All Asset All Access: Positioning Portfolios for Opportunity in Stormy Markets


  • Research Affiliates’ analysis suggests many asset classes now offer reasonable – and in several cases, impressive – forward-looking premiums for bearing risk.
  • The All Asset strategies are selectively rebalancing into newly cheapened risk-on markets with now-elevated multi-year return estimates, including developed market equities outside the U.S., commodities, U.S. small cap equities, and real estate investment trusts (REITs).
  • Third Pillar markets (e.g., real return assets, high yield credit, and emerging markets) with materially negative correlations to the U.S. dollar tend to trade at deep discounts to average valuations, implying compelling long-term return prospects.

Rob Arnott, founder and chairman of Research Affiliates, shares his thoughts on recent market conditions and describes how the All Asset strategies were positioned leading up to and during the COVID-induced market crash. Omid Shakernia, senior vice president of asset allocation at Research Affiliates, discusses the link between asset classes’ sensitivity to the U.S. dollar and their long-term return prospects. As always, their insights are in the context of the PIMCO All Asset and All Asset All Authority funds.

Beginning with this edition, All Asset All Access will be published on a quarterly cadence.

Q: What are your thoughts about the market environment?

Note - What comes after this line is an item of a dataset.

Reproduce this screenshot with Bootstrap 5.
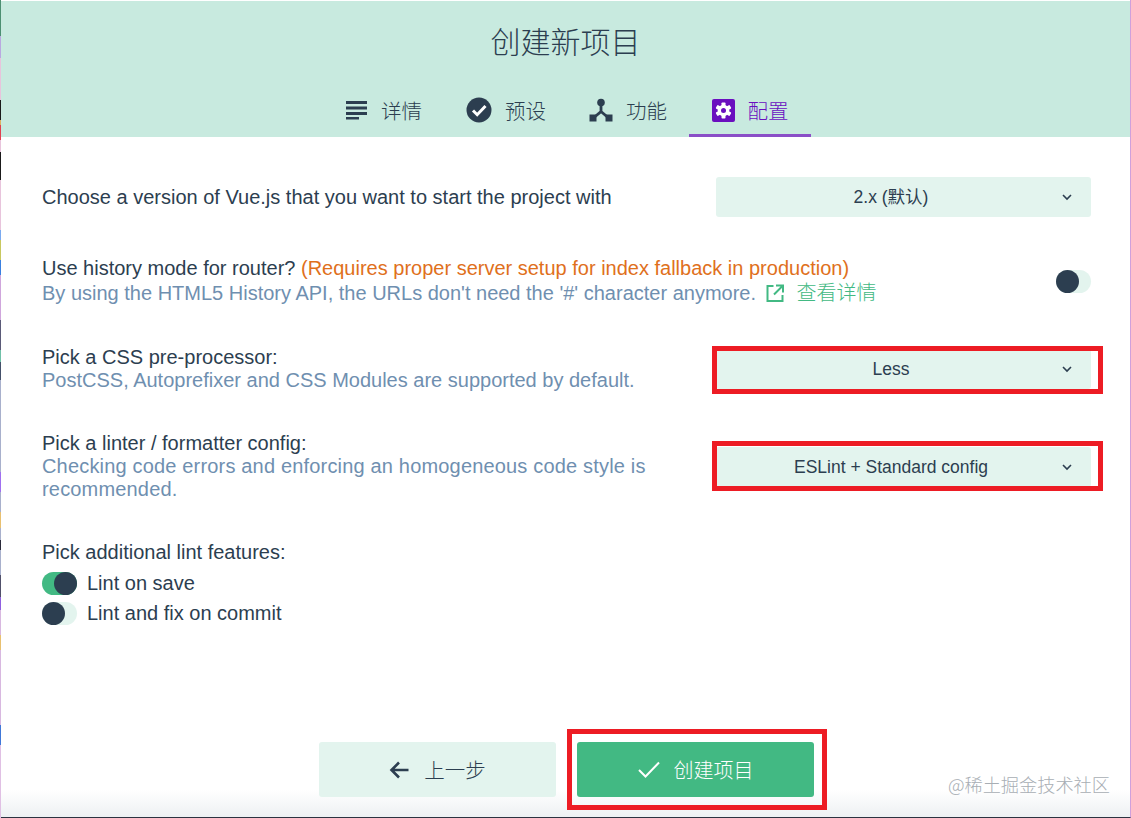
<!DOCTYPE html>
<html lang="en">
  <head>
    <meta charset="UTF-8" />
    <meta name="viewport" content="width=device-width, initial-scale=1.0" />
    <title>创建新项目</title>
    <link href="https://cdn.jsdelivr.net/npm/bootstrap@5.3.0/dist/css/bootstrap.min.css" rel="stylesheet" />
    <style>
      html, body { height: 100%; overflow: hidden; }
      body {
        background: #fff;
        color: #2c3e50;
        font-family: "Liberation Sans", "Noto Sans CJK SC", sans-serif;
        font-size: 20px;
        line-height: 23px;
      }
      .app-window {
        height: 818px;
        display: flex;
        flex-direction: column;
        position: relative;
        border-left: 1px solid #cdb4dc;
        border-right: 1px solid #cfa0dc;
        border-bottom: 1px solid #2c3340;
        background: linear-gradient(#fff 790px, #eef1f3 816px);
      }
      .side-strip {
        position: absolute;
        left: -1px; top: 0;
        width: 1px; height: 818px;
        background: linear-gradient(#4d8f72 0 36px, #b9a9e0 36px 58px, #e8c4dc 58px 100px, #1a1a1a 100px 120px, #dcb060 120px 125px, #e04050 125px 140px, #e8c4dc 140px 152px, #1a1a1a 152px 180px, #e8c4dc 180px 230px, #7aaaf0 230px 240px, #c8c860 240px 260px, #3a80e0 260px 275px, #cfa6dc 275px 320px, #5a5a78 320px 350px, #70c0a8 350px 362px, #44506a 362px 380px, #a8b0cc 380px 472px, #a070f0 472px 492px, #a8b0cc 492px 512px, #e8c070 512px 528px, #a8b0cc 528px 540px, #2a2a3a 540px 550px, #a8b0cc 550px 575px, #50506a 575px 597px, #9060e0 597px 610px, #d8b8e0 610px 635px, #e8c070 635px 650px, #d8b8e0 650px 725px, #4078d8 725px 745px, #e0c0e4 745px);
      }
      .wizard-head {
        height: 136px;
        margin-top: 1px;
        background: #c8eadf;
        flex-shrink: 0;
      }
      .wizard-title {
        font-size: 30px;
        line-height: 40px;
        font-weight: 300;
        padding-top: 19px;
        margin: 0;
        text-align: center;
        font-family: "Noto Sans CJK SC", sans-serif;
      }
      .wizard-tabs { margin-top: 30px; margin-left: 3px; }
      .wizard-tab {
        width: 122px;
        height: 47px;
        display: flex;
        align-items: center;
        justify-content: center;
        gap: 13px;
        font-size: 20.5px;
        color: #2c3e50;
        padding-bottom: 7px;
        font-family: "Noto Sans CJK SC", sans-serif;
        font-weight: 300;
      }
      .wizard-tab.is-on { color: #6a0fbf; border-bottom: 3px solid #8a4fc7; padding-bottom: 4px; }
      .form-area { padding: 40px 39px 0 41px; flex-grow: 1; }
      .form-line { display: flex; justify-content: space-between; align-items: center; }
      .line-gap { margin-top: 41px; }
      .line-text { width: 640px; }
      .muted-blue { color: #6f8fb0; }
      .warn-orange { color: #e0701c; }
      .wide-copy { letter-spacing: 0.175px; }
      .more-link { color: #42b983; text-decoration: none; font-family: "Noto Sans CJK SC", sans-serif; font-weight: 300; margin-left: 4px; }
      .more-link svg { margin-right: 13px; vertical-align: -2px; }
      .fake-select {
        position: relative;
        width: 375px;
        height: 40px;
        padding-right: 25px;
        background: #e3f4ee;
        border-radius: 3px;
        font-size: 17.5px;
        display: flex;
        align-items: center;
        justify-content: center;
        flex-shrink: 0;
      }
      .fake-select.nudge-down { padding-top: 2px; }
      .fake-select > svg { position: absolute; right: 19px; top: 17px; }
      .red-frame {
        position: absolute;
        border: 5px solid #ed1c24;
        pointer-events: none;
      }
      .frame-less { left: -4px; right: -12px; top: -3px; bottom: -5px; }
      .frame-lint { left: -4px; right: -12px; top: -6px; bottom: -4px; }
      .frame-go { left: -10px; right: -13px; top: -13px; bottom: -13px; }
      .mini-switch {
        width: 35px;
        height: 23px;
        border-radius: 12px;
        background: #e3f4ee;
        position: relative;
        display: inline-block;
        flex-shrink: 0;
      }
      .mini-switch::after {
        content: "";
        position: absolute;
        left: 0; top: 0;
        width: 23px; height: 23px;
        border-radius: 50%;
        background: #2c3e50;
      }
      .mini-switch.is-on { background: #42b983; }
      .mini-switch.is-on::after { left: 12px; }
      .check-head { margin-top: 40px; margin-bottom: 8px; }
      .check-row { display: flex; align-items: center; gap: 10px; margin-top: 7px; }
      .wizard-foot { height: 55px; margin-bottom: 20px; gap: 21px; position: relative; left: 1px; }
      .foot-btn {
        width: 237px;
        border-radius: 3px;
        border: 0;
        font-size: 20px;
        display: flex;
        align-items: center;
        justify-content: center;
        gap: 14px;
        font-family: "Noto Sans CJK SC", sans-serif;
        font-weight: 300;
        position: relative;
      }
      .foot-back { background: #e3f4ee; color: #2c3e50; font-size: 20.5px; gap: 15px; }
      .foot-go { background: #42b983; color: #fff; }
      .watermark {
        position: absolute;
        right: 20px; bottom: 21px;
        color: #a8aeb4;
        font-size: 18.2px;
        font-family: "Noto Sans CJK SC", sans-serif;
        font-weight: 300;
      }
    </style>
  </head>
  <body>
    <div class="app-window">
      <div class="side-strip"></div>

      <div class="wizard-head">
        <h1 class="wizard-title">创建新项目</h1>
        <div class="wizard-tabs d-flex justify-content-center">
          <div class="wizard-tab">
            <svg width="22" height="20" viewBox="0 0 22 20" fill="#2c3e50"><rect y="1" width="21" height="3"/><rect y="6.500" width="21" height="3"/><rect y="12" width="21" height="3"/><rect y="17" width="13" height="2.500"/></svg>
            <span>详情</span>
          </div>
          <div class="wizard-tab">
            <svg width="26" height="26" viewBox="0 0 26 26"><circle cx="13" cy="13" r="12.500" fill="#2c3e50"/><path d="M7 13.500l4.200 4.200L19.500 9" fill="none" stroke="#fff" stroke-width="3"/></svg>
            <span>预设</span>
          </div>
          <div class="wizard-tab">
            <svg width="24" height="24" viewBox="0 0 24 24"><circle cx="12" cy="4.500" r="3.800" fill="#2c3e50"/><rect x="0.500" y="16.500" width="7" height="7" fill="#2c3e50"/><rect x="16.500" y="16.500" width="7" height="7" fill="#2c3e50"/><path d="M12 7v6.500L5 19.500M12 13.500l7 6" fill="none" stroke="#2c3e50" stroke-width="2.800"/></svg>
            <span>功能</span>
          </div>
          <div class="wizard-tab is-on">
            <svg width="23" height="23" viewBox="0 0 23 23">
              <rect width="23" height="23" rx="2" fill="#6a0fbf"/>
              <g fill="#fff">
                <rect x="9.500" y="3.500" width="4" height="16" rx="0.800"/>
                <rect x="9.500" y="3.500" width="4" height="16" rx="0.800" transform="rotate(60 11.500 11.500)"/>
                <rect x="9.500" y="3.500" width="4" height="16" rx="0.800" transform="rotate(120 11.500 11.500)"/>
                <circle cx="11.500" cy="11.500" r="5.800"/>
              </g>
              <circle cx="11.500" cy="11.500" r="2.500" fill="#6a0fbf"/>
            </svg>
            <span>配置</span>
          </div>
        </div>
      </div>

      <div class="form-area">
        <div class="form-line">
          <div class="line-text">Choose a version of Vue.js that you want to start the project with</div>
          <div class="fake-select">2.x (默认)
            <svg width="10" height="7" viewBox="0 0 10 7"><path d="M1 1l4 4 4-4" fill="none" stroke="#2c3e50" stroke-width="1.600"/></svg>
          </div>
        </div>

        <div class="form-line" style="margin-top:40px">
          <div class="flex-grow-1">
            <div>Use history mode for router? <span class="warn-orange">(Requires proper server setup for index fallback in production)</span></div>
            <div class="muted-blue">By using the HTML5 History API, the URLs don't need the '#' character anymore.
              <a class="more-link" href="#"><svg width="18" height="18" viewBox="0 0 18 18" fill="none" stroke="#42b983" stroke-width="2"><path d="M7.500 2H1.500v15h15v-6M10 1.500h7v7M16.500 2L8 10.500"/></svg>查看详情</a>
            </div>
          </div>
          <span class="mini-switch"></span>
        </div>

        <div class="form-line line-gap">
          <div class="line-text">
            <div>Pick a CSS pre-processor:</div>
            <div class="muted-blue">PostCSS, Autoprefixer and CSS Modules are supported by default.</div>
          </div>
          <div class="fake-select">Less
            <svg width="10" height="7" viewBox="0 0 10 7"><path d="M1 1l4 4 4-4" fill="none" stroke="#2c3e50" stroke-width="1.600"/></svg>
            <div class="red-frame frame-less"></div>
          </div>
        </div>

        <div class="form-line" style="margin-top:40px">
          <div class="line-text">
            <div>Pick a linter / formatter config:</div>
            <div class="muted-blue wide-copy">Checking code errors and enforcing an homogeneous code style is recommended.</div>
          </div>
          <div class="fake-select nudge-down">ESLint + Standard config
            <svg width="10" height="7" viewBox="0 0 10 7"><path d="M1 1l4 4 4-4" fill="none" stroke="#2c3e50" stroke-width="1.600"/></svg>
            <div class="red-frame frame-lint"></div>
          </div>
        </div>

        <div class="check-head">Pick additional lint features:</div>
        <div class="check-row"><span class="mini-switch is-on"></span><span>Lint on save</span></div>
        <div class="check-row"><span class="mini-switch"></span><span>Lint and fix on commit</span></div>
      </div>

      <div class="wizard-foot d-flex justify-content-center">
        <button class="foot-btn foot-back" type="button">
          <svg width="20" height="18" viewBox="0 0 20 18" fill="none" stroke="#2c3e50" stroke-width="2.600"><path d="M19.500 9H2.500M10 1.500L2.500 9l7.500 7.500"/></svg>
          <span>上一步</span>
        </button>
        <button class="foot-btn foot-go" type="button">
          <svg width="22" height="17" viewBox="0 0 22 17" fill="none" stroke="#fff" stroke-width="2"><path d="M1 9l6.500 6.500L21 1.500"/></svg>
          <span>创建项目</span>
          <div class="red-frame frame-go"></div>
        </button>
      </div>

      <div class="watermark">@稀土掘金技术社区</div>
    </div>
  </body>
</html>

Arnott: The COVID-induced market crash followed by an unprecedented policy response has led to market volatility and uncertainty. At the close of the first quarter of 2020, nearly all assets, with the exception of the most liquid and seemingly safe-haven U.S. Treasuries, were savaged. Returns in March alone of U.S. stocks, EAFE stocks (i.e., developed markets in Europe, Australasia, Far East), high yield bonds, EM (emerging markets) non-local debt, REITs (real estate investment trusts), EM stocks, and convertible bonds fell within their worst 1st percentile historical rank.1

With most markets producing historic losses in March, asset allocation was largely futile; our diversified and value-oriented posture provided little downside benefit. But outsized volatility has a silver lining. Severe market adjustments have led to many asset classes now offering what we at Research Affiliates see as reasonable – and in several cases, impressive – forward-looking premiums for bearing risk. Asset prices in certain markets have moved into bargain territory.

The coming months should afford buyers some excellent opportunities to average into attractive asset allocation opportunities. And that’s what the All Asset strategies are designed and managed to exploit!